By Nancy O’Neil Lombardo
As a trainer at Montgomery Creek Ranch I am always trying to keep the way the horse I’m working with feels in the forefront of my mind. Where are his thoughts and how does he feel about what I’m asking?
If I can get a horse’s thoughts going where I want them, I can then get his feet and body to follow. If I have his thought, I have the whole horse. This starts with directing the horse rather than always driving him.
Driving the horse causes him to flee from us when what we want is for the horse to feel safe and comforted by our presence and willingly going with us. Always driving the horse’s body can lead to worry and even resentment, while directing should lead to trust, relaxation, and softness.
Does driving a horse’s body work? Yes, and to complicate things, it is even sometimes required to begin directing the mind. But the key is to always ask first by directing, even if you think that the horse will have no idea what you are requesting. Sometimes, if you can hang in there, they will surprise you and follow the feel that you are offering, even when they haven’t been exposed to that particular request in the past.
I was working last month with one of our Devil’s Garden yearlings, Magic.
He has been a star pupil. He has been light, engaged, and responsive to our work together so far which has mainly consisted of learning how to lead by first working in the round pen while loose with no halter or lead.
Once haltered and as I began to teach him to move off away from me on the lead line, I fell into an old habit of not taking the time to allow him to respond. I held my left hand up and pointed in the direction that I wanted him to go and when he didn’t respond right away I began to swing the lead, gently at first but then with increasing pressure until the lead actually made contact with his shoulder.
Did it work?

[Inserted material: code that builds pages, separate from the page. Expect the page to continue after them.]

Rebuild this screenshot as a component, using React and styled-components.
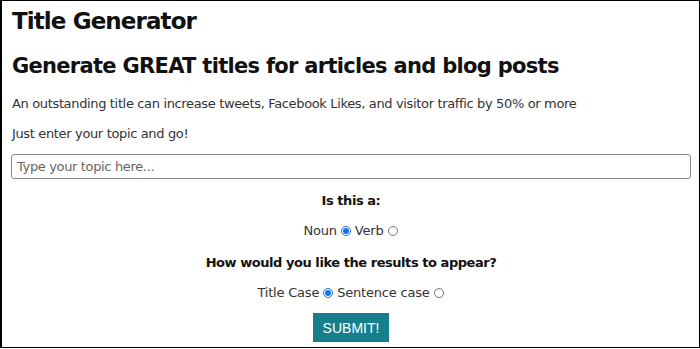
import React from 'react';
import styled, { createGlobalStyle } from 'styled-components';

const GlobalStyle = createGlobalStyle`
  html, body { margin: 0; padding: 0; background: #fff; }
  body { font-family: "DejaVu Sans", Verdana, sans-serif; color: #222; }
`;

const Frame = styled.div`
  box-sizing: border-box;
  width: 700px;
  height: 348px;
  border: 1px solid #000;
  border-left-width: 2px;
  padding: 5px 9px 0 10px;
  overflow: hidden;
`;

const Title = styled.h1`
  font-family: "DejaVu Sans", sans-serif;
  font-weight: bold;
  font-size: 23px;
  letter-spacing: -0.9px;
  line-height: 30px;
  margin: 0;
  color: #111;
`;

const Subtitle = styled.h2`
  font-family: "DejaVu Sans", sans-serif;
  font-weight: bold;
  font-size: 21px;
  letter-spacing: -0.7px;
  line-height: 28px;
  margin: 16px 0 0;
  color: #111;
`;

const Text = styled.p`
  font-size: 13px;
  line-height: 16px;
  margin: ${p => p.$top || 0}px 0 0;
  text-align: ${p => (p.$center ? 'center' : 'left')};
  font-weight: ${p => (p.$bold ? 'bold' : 'normal')};
  letter-spacing: ${p => (p.$bold ? '-0.45px' : '-0.35px')};
  color: ${p => (p.$bold ? '#111' : '#333')};
`;

const TopicInput = styled.input`
  display: block;
  box-sizing: border-box;
  width: 680px;
  height: 25px;
  margin: 12px 0 0 -1px;
  padding: 0 5px;
  border: 1px solid #8a8a8a;
  border-radius: 3px;
  font-family: "DejaVu Sans", sans-serif;
  font-size: 13px;
  letter-spacing: -0.35px;
  color: #333;
  &::placeholder { color: #666; }
`;

const Options = styled.div`
  display: flex;
  justify-content: center;
  align-items: center;
  gap: 3px;
  margin-top: ${p => p.$top}px;
  font-size: 13px;
  line-height: 16px;
  letter-spacing: -0.2px;
  color: #333;
`;

const Radio = styled.input.attrs({ type: 'radio' })`
  width: 10px;
  height: 10px;
  margin: 0 1px;
  accent-color: #1a73e8;
`;

const Submit = styled.button`
  display: block;
  margin: 12px auto 0;
  width: 76px;
  height: 29px;
  border: none;
  background: #15808c;
  color: #fff;
  font-family: "Liberation Sans", Arial, sans-serif;
  font-size: 14px;
  padding: 0;
`;

export default function App() {
  return (
    <>
      <GlobalStyle />
      <Frame>
        <Title>Title Generator</Title>
        <Subtitle>Generate GREAT titles for articles and blog posts</Subtitle>
        <Text $top={16}>An outstanding title can increase tweets, Facebook Likes, and visitor traffic by 50% or more</Text>
        <Text $top={14}>Just enter your topic and go!</Text>
        <TopicInput placeholder="Type your topic here..." />
        <Text $top={14} $center $bold>Is this a:</Text>
        <Options $top={14}>
          Noun <Radio name="pos" defaultChecked /> Verb <Radio name="pos" />
        </Options>
        <Text $top={16} $center $bold>How would you like the results to appear?</Text>
        <Options $top={14}>
          Title Case <Radio name="case" defaultChecked /> Sentence case <Radio name="case" />
        </Options>
        <Submit>SUBMIT!</Submit>
      </Frame>
    </>
  );
}
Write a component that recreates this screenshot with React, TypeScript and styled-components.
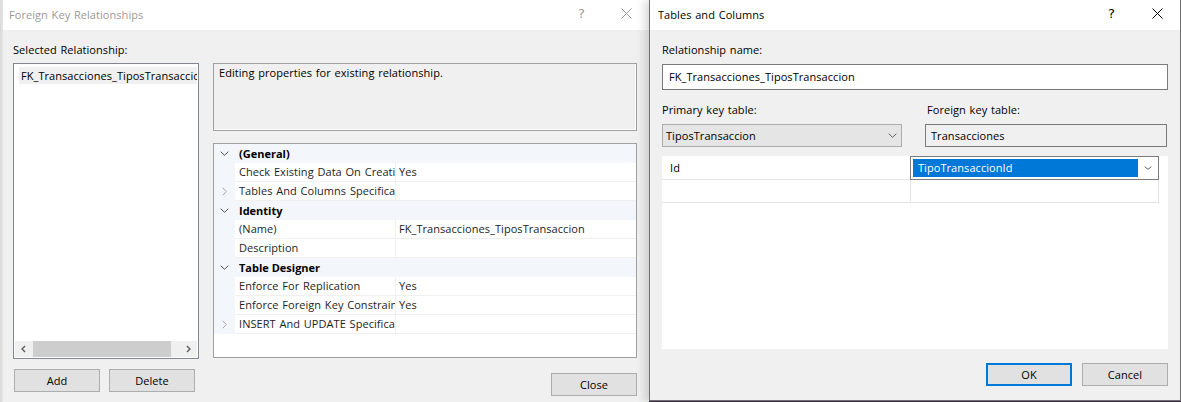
import React from "react";
import styled, { createGlobalStyle } from "styled-components";

const FONT = `"Open Sans", "Noto Sans", "Liberation Sans", sans-serif`;

const GlobalStyle = createGlobalStyle`
  html, body { margin: 0; padding: 0; }
  body {
    background: #f0f0f0;
    font-family: ${FONT};
    font-size: 11px;
    letter-spacing: 0.06px;
    word-spacing: 0.8px;
    color: #000;
    overflow: hidden;
  }
  *, *::before, *::after { box-sizing: border-box; }
`;

const Screen = styled.div`
  display: flex;
  width: 1181px;
  height: 402px;
  overflow: hidden;
  background: #f0f0f0;
`;

const DesktopEdge = styled.div`
  flex: 0 0 3px;
  background: linear-gradient(90deg, #d9d9d9, #e6e6e6);
`;

const LeftDialog = styled.section`
  flex: 0 0 646px;
  height: 402px;
  display: flex;
  flex-direction: column;
  background: #f0f0f0;
`;

const RightWrap = styled.div`
  flex: 0 0 532px;
  height: 402px;
  background: #3b2d4b;
  position: relative;
  z-index: 1;
  box-shadow: -4px 0 9px rgba(0, 0, 0, 0.16);
`;

const RightDialog = styled.section`
  height: 401px;
  display: flex;
  flex-direction: column;
  background: #f0f0f0;
  border: 1px solid #6f6f6f;
  border-top: none;
`;

const TitleBar = styled.header<{ $inactive?: boolean; $inset: number }>`
  flex: 0 0 30px;
  height: 30px;
  display: flex;
  align-items: center;
  background: #fff;
  padding-left: ${(p) => p.$inset}px;
  color: ${(p) => (p.$inactive ? "#9a9a9a" : "#000")};
`;

const TitleText = styled.span`
  flex: 1;
  line-height: 16px;
  margin-top: -1px;
  white-space: nowrap;
`;

const CaptionButton = styled.span<{ $w: number }>`
  flex: 0 0 ${(p) => p.$w}px;
  height: 30px;
  display: flex;
  align-items: center;
  justify-content: center;
  padding-bottom: 3px;
  font-size: 13px;
  font-family: "DejaVu Sans", ${FONT};
`;

const Glyph = styled.svg`
  display: block;
  flex: none;
`;

type Dir = "down" | "right" | "left";

const Chevron: React.FC<{ dir: Dir; w: number; h: number; color: string; stroke?: number }> = ({
  dir,
  w,
  h,
  color,
  stroke = 1,
}) => {
  const s = stroke / 2 + 0.2;
  let d = "";
  if (dir === "down") d = `M${s} ${s} L${w / 2} ${h - s} L${w - s} ${s}`;
  if (dir === "right") d = `M${s} ${s} L${w - s} ${h / 2} L${s} ${h - s}`;
  if (dir === "left") d = `M${w - s} ${s} L${s} ${h / 2} L${w - s} ${h - s}`;
  return (
    <Glyph width={w} height={h} viewBox={`0 0 ${w} ${h}`}>
      <path d={d} fill="none" stroke={color} strokeWidth={stroke} />
    </Glyph>
  );
};

const CloseX: React.FC<{ color: string }> = ({ color }) => (
  <Glyph width={11} height={11} viewBox="0 0 11 11">
    <path d="M0.5 0.5 L10.5 10.5 M10.5 0.5 L0.5 10.5" stroke={color} strokeWidth={1} fill="none" />
  </Glyph>
);

/* ---------- left dialog ---------- */

const LeftBody = styled.div`
  flex: 1;
  display: flex;
  flex-direction: column;
  padding: 12px 12px 0 10px;
`;

const FieldLabel = styled.div<{ $indent?: number }>`
  height: 16px;
  line-height: 16px;
  white-space: nowrap;
  padding-left: ${(p) => p.$indent ?? 0}px;
`;

const SplitRow = styled.div`
  display: grid;
  grid-template-columns: 186px 424px;
  column-gap: 14px;
  margin-top: 5px;
`;

const Column = styled.div`
  display: flex;
  flex-direction: column;
`;

const ListBox = styled.div`
  height: 296px;
  border: 1px solid #828790;
  background: #fff;
  display: flex;
  flex-direction: column;
  padding: 3px 1px 1px 1px;
`;

const ListItem = styled.div`
  margin-left: 4px;
  height: 17px;
  line-height: 17px;
  background: #f0f0f0;
  padding-left: 2px;
  white-space: nowrap;
  overflow: hidden;
`;

const Filler = styled.div`
  flex: 1;
`;

const HScroll = styled.div`
  height: 16px;
  display: flex;
  background: #f0f0f0;
`;

const ScrollArrow = styled.div`
  flex: 0 0 17px;
  display: flex;
  align-items: center;
  justify-content: center;
`;

const ScrollTrack = styled.div`
  flex: 1;
  display: flex;
  padding-left: 1px;
`;

const ScrollThumb = styled.div`
  width: 138px;
  background: #cdcdcd;
`;

const ButtonRow = styled.div<{ $align: "start" | "end"; $gap: number; $top: number }>`
  display: flex;
  justify-content: ${(p) => (p.$align === "end" ? "flex-end" : "flex-start")};
  gap: ${(p) => p.$gap}px;
  margin-top: ${(p) => p.$top}px;
  padding-left: ${(p) => (p.$align === "start" ? 1 : 0)}px;
`;

const PushButton = styled.button<{ $default?: boolean }>`
  width: 86px;
  height: 23px;
  padding: 0;
  background: #e1e1e1;
  border: ${(p) => (p.$default ? "2px solid #0078d7" : "1px solid #adadad")};
  font-family: ${FONT};
  font-size: 11px;
  letter-spacing: 0.06px;
  color: #000;
  line-height: 1;
`;

const DescBox = styled.div`
  height: 68px;
  border: 1px solid #a0a0a0;
  box-shadow: inset -1px -1px 0 #fff;
  padding: 1px 5px;
  line-height: 16px;
`;

const PropGrid = styled.div`
  margin-top: 12px;
  height: 215px;
  border: 1px solid #a0a0a0;
  background: #fff;
  display: flex;
  flex-direction: column;
`;

const CategoryRow = styled.div`
  display: grid;
  grid-template-columns: 21px 1fr;
  height: 19px;
  background: #f3f6fb;
  align-items: center;
`;

const MarginCell = styled.div`
  height: 100%;
  display: flex;
  align-items: center;
  justify-content: center;
  background: #f3f6fb;
`;

const CategoryLabel = styled.div`
  font-weight: bold;
  padding-left: 4px;
  line-height: 18px;
  letter-spacing: 0;
  word-spacing: 0;
`;

const PropRow = styled.div`
  display: grid;
  grid-template-columns: 21px 161px 1fr;
  height: 19px;
`;

const NameCell = styled.div`
  border-bottom: 1px solid #f0f0f0;
  border-right: 1px solid #f0f0f0;
  padding-left: 4px;
  line-height: 18px;
  white-space: nowrap;
  overflow: hidden;
  color: #1e1e1e;
`;

const ValueCell = styled.div`
  border-bottom: 1px solid #f0f0f0;
  padding-left: 3px;
  line-height: 18px;
  white-space: nowrap;
  overflow: hidden;
  color: #1e1e1e;
`;

/* ---------- right dialog ---------- */

const RightBody = styled.div`
  flex: 1;
  display: flex;
  flex-direction: column;
  padding: 12px 12px 0;
`;

const TextInput = styled.div`
  margin-top: 6px;
  height: 26px;
  border: 1px solid #7a7a7a;
  background: #fff;
  padding-left: 6px;
  line-height: 24px;
  white-space: nowrap;
`;

const TwoCols = styled.div`
  display: grid;
  grid-template-columns: 240px 242px;
  column-gap: 23px;
  margin-top: 12px;
  row-gap: 6px;
`;

const ComboBox = styled.div`
  height: 23px;
  border: 1px solid #adadad;
  background: #e5e5e5;
  display: flex;
  align-items: center;
  padding-left: 3px;
`;

const ComboText = styled.span`
  flex: 1;
  line-height: 21px;
  white-space: nowrap;
`;

const DropSlot = styled.span<{ $w: number }>`
  flex: 0 0 ${(p) => p.$w}px;
  display: flex;
  align-items: center;
  justify-content: center;
`;

const ReadOnlyBox = styled.div`
  height: 23px;
  border: 1px solid #7a7a7a;
  background: #f0f0f0;
  padding-left: 5px;
  line-height: 21px;
`;

const MappingGrid = styled.div`
  margin-top: 9px;
  height: 193px;
  background: #fff;
  display: flex;
  flex-direction: column;
`;

const MapRow = styled.div<{ $first?: boolean }>`
  display: grid;
  width: 497px;
  grid-template-columns: ${(p) => (p.$first ? "248px 249px" : "249px 248px")};
  height: ${(p) => (p.$first ? 24 : 23)}px;
`;

const MapCell = styled.div<{ $sep?: boolean }>`
  border-bottom: 1px solid #e3e3e3;
  border-right: ${(p) => (p.$sep ? "1px solid #e3e3e3" : "none")};
  padding-left: 8px;
  display: flex;
  align-items: center;
`;

const CellEditor = styled.div`
  border: 1px solid #7a7a7a;
  background: #fff;
  display: flex;
  padding: 2px 1px 2px 2px;
`;

const Highlight = styled.div`
  flex: 1;
  background: #0078d7;
  color: #fff;
  padding-left: 5px;
  line-height: 18px;
  white-space: nowrap;
`;

type Prop = { name: string; value: string; expandable?: boolean };
type Section = { title: string; rows: Prop[] };

const sections: Section[] = [
  {
    title: "(General)",
    rows: [
      { name: "Check Existing Data On Creation Or Re-Enabling", value: "Yes" },
      { name: "Tables And Columns Specification", value: "", expandable: true },
    ],
  },
  {
    title: "Identity",
    rows: [
      { name: "(Name)", value: "FK_Transacciones_TiposTransaccion" },
      { name: "Description", value: "" },
    ],
  },
  {
    title: "Table Designer",
    rows: [
      { name: "Enforce For Replication", value: "Yes" },
      { name: "Enforce Foreign Key Constraint", value: "Yes" },
      { name: "INSERT And UPDATE Specification", value: "", expandable: true },
    ],
  },
];

export default function App() {
  return (
    <>
      <GlobalStyle />
      <Screen>
        <DesktopEdge />
        <LeftDialog>
          <TitleBar $inactive $inset={6}>
            <TitleText>Foreign Key Relationships</TitleText>
            <CaptionButton $w={45}>?</CaptionButton>
            <CaptionButton $w={45}>
              <CloseX color="#9a9a9a" />
            </CaptionButton>
          </TitleBar>
          <LeftBody>
            <FieldLabel>Selected Relationship:</FieldLabel>
            <SplitRow>
              <Column>
                <ListBox>
                  <ListItem>FK_Transacciones_TiposTransaccion</ListItem>
                  <Filler />
                  <HScroll>
                    <ScrollArrow>
                      <Chevron dir="left" w={5} h={8} color="#606060" stroke={1.5} />
                    </ScrollArrow>
                    <ScrollTrack>
                      <ScrollThumb />
                    </ScrollTrack>
                    <ScrollArrow>
                      <Chevron dir="right" w={5} h={8} color="#606060" stroke={1.5} />
                    </ScrollArrow>
                  </HScroll>
                </ListBox>
                <ButtonRow $align="start" $gap={9} $top={10}>
                  <PushButton>Add</PushButton>
                  <PushButton>Delete</PushButton>
                </ButtonRow>
              </Column>
              <Column>
                <DescBox>Editing properties for existing relationship.</DescBox>
                <PropGrid>
                  {sections.map((sec) => (
                    <React.Fragment key={sec.title}>
                      <CategoryRow>
                        <MarginCell>
                          <Chevron dir="down" w={9} h={5} color="#505050" />
                        </MarginCell>
                        <CategoryLabel>{sec.title}</CategoryLabel>
                      </CategoryRow>
                      {sec.rows.map((r) => (
                        <PropRow key={r.name}>
                          <MarginCell>
                            {r.expandable && <Chevron dir="right" w={5} h={9} color="#a8a8a8" />}
                          </MarginCell>
                          <NameCell>{r.name}</NameCell>
                          <ValueCell>{r.value}</ValueCell>
                        </PropRow>
                      ))}
                    </React.Fragment>
                  ))}
                </PropGrid>
                <ButtonRow $align="end" $gap={0} $top={15}>
                  <PushButton>Close</PushButton>
                </ButtonRow>
              </Column>
            </SplitRow>
          </LeftBody>
        </LeftDialog>

        <RightWrap>
          <RightDialog>
            <TitleBar $inset={8}>
              <TitleText>Tables and Columns</TitleText>
              <CaptionButton $w={45}>?</CaptionButton>
              <CaptionButton $w={46}>
                <CloseX color="#000" />
              </CaptionButton>
            </TitleBar>
            <RightBody>
              <FieldLabel>Relationship name:</FieldLabel>
              <TextInput>FK_Transacciones_TiposTransaccion</TextInput>
              <TwoCols>
                <FieldLabel>Primary key table:</FieldLabel>
                <FieldLabel $indent={2}>Foreign key table:</FieldLabel>
                <ComboBox>
                  <ComboText>TiposTransaccion</ComboText>
                  <DropSlot $w={18}>
                    <Chevron dir="down" w={9} h={5} color="#606060" />
                  </DropSlot>
                </ComboBox>
                <ReadOnlyBox>Transacciones</ReadOnlyBox>
              </TwoCols>
              <MappingGrid>
                <MapRow $first>
                  <MapCell>Id</MapCell>
                  <CellEditor>
                    <Highlight>TipoTransaccionId</Highlight>
                    <DropSlot $w={19}>
                      <Chevron dir="down" w={8} h={4} color="#606060" />
                    </DropSlot>
                  </CellEditor>
                </MapRow>
                <MapRow>
                  <MapCell $sep />
                  <MapCell $sep />
                </MapRow>
              </MappingGrid>
              <ButtonRow $align="end" $gap={10} $top={14}>
                <PushButton $default>OK</PushButton>
                <PushButton>Cancel</PushButton>
              </ButtonRow>
            </RightBody>
          </RightDialog>
        </RightWrap>
      </Screen>
    </>
  );
}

Yes, he moved away, but was it in a willing way? No.
He also lost some trust in me and became disengaged, he was escaping from me rather than going willingly where I directed. Where did I go wrong and fail this little horse? I forgot to wait, I forgot to give this yearling the chance to follow the feel that I was offering him. As they say, “I’ll take as long as it takes, as long as it doesn’t take too long.”
How can I direct this horse without driving away his mind and losing his trust? The answer was that I needed to trust him, I needed to wait. I needed to have a positive visualization of what it was that I wanted. Instead of, “I’m going to swing this rope and when he doesn’t move, I will keep up the pressure until he does.” My new thought was, “I’m going to suggest to Magic, that he direct his thoughts away and to the left and I will give him the time to respond.” So after not trying to send him out on the lead line for over a month, I tried again. I raised my left hand and asked his thought to go left. And he did it, he moved off and around me to the left without taking the slack out of the rope as if he’d done it a million times. And, most importantly, he stayed engaged with me and was not fleeing. He followed the direction I suggested, he was given the time to allow his thought to go where I wanted his body to end up, he weighed nothing on the line because that is what a horse’s thought weighs, nothing.
These thoughts may seem too insignificant to some to even mention, but how we ask is everything to our horses. When they are treated with respect and they understand that their thoughts matter, they reward us with trust and confidence that you cannot get by forcing them to respond.
Nancy is the director of horse training and responsible for the medical care of the Montgomery Creek Ranch horses. She got her first horse at age 8 and has owned horses and ridden for others since then, including working at a guest ranch for fifteen years, exercising high goal polo ponies, and working as an assistant trainer and barn manager for a performance horse trainer before coming to Montgomery Creek Ranch.